Le previsioni degli ambientalisti
Si tratta di certo di presidi necessari in tempi di emergenza sanitaria ma queste mascherine che fine faranno? Quanti rifiuti produrremmo in questo modo e quanti finiranno in mare?
Secondo quanto previsto dall’Ispra (Istituto superiore per la ricerca ambientale) all’inizio di maggio scorso, la proiezione è quella di “una produzione complessiva di rifiuti a fine 2020 compresa tra 160mila e 440mila tonnellate, con un valore medio di 300 mila tonnellate”.
Fino a poco prima della riapertura delle scuole si pensava che questi volumi potessero essere gestibili, ma ora secondo gli esperti di Assoambiente, “gli inceneritori non bastano, soprattutto nel Mezzogiorno dove questi impianti sono una rarità e di conseguenza un gran numero di rifiuti e di mascherine sanitarie usate non vengono distrutti o smaltiti correttamente ma finiscono nelle discariche o, peggio, dispersi nell’ambiente”.

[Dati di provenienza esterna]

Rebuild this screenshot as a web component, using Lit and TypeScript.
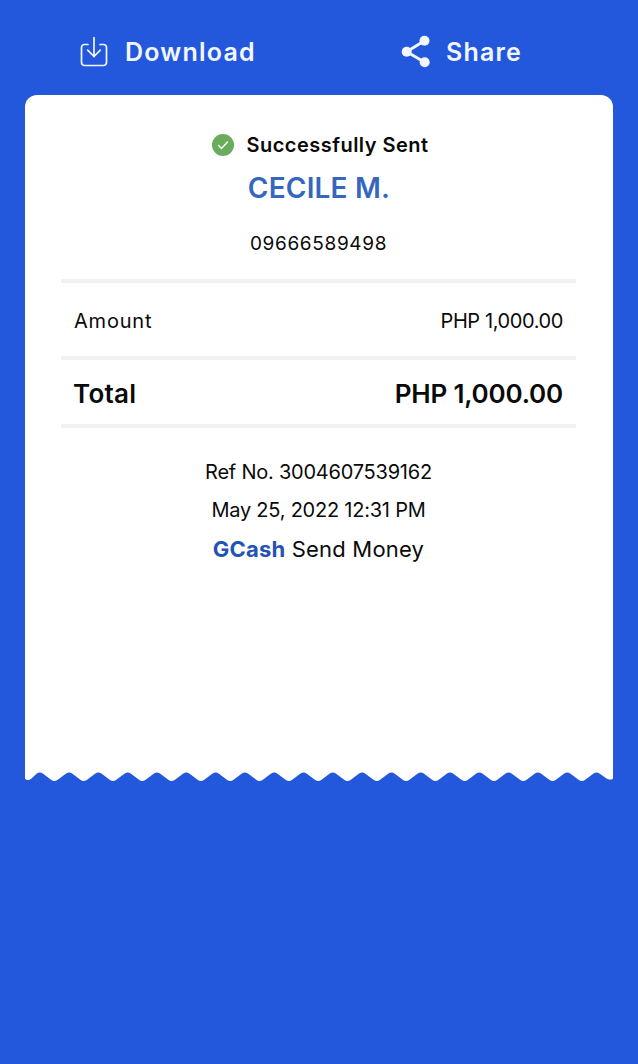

Sarebbe bastata del resto una passeggiata nei luoghi di villeggiatura durante l’estate per notare la presenza delle mascherine abbandonate in ogni angolo.
La situazione in Francia
Le paure arrivano anche dalla Francia, dove in questi giorni i contagi sono in forte aumento. L’organizzazione ecologista francese “Opération Mer Propre” ha documentato la comparsa di questi rifiuti sulle coste e i fondali del paese. Tanto che c’è chi comincia a pensare che presto in mare potranno esserci più mascherine che meduse.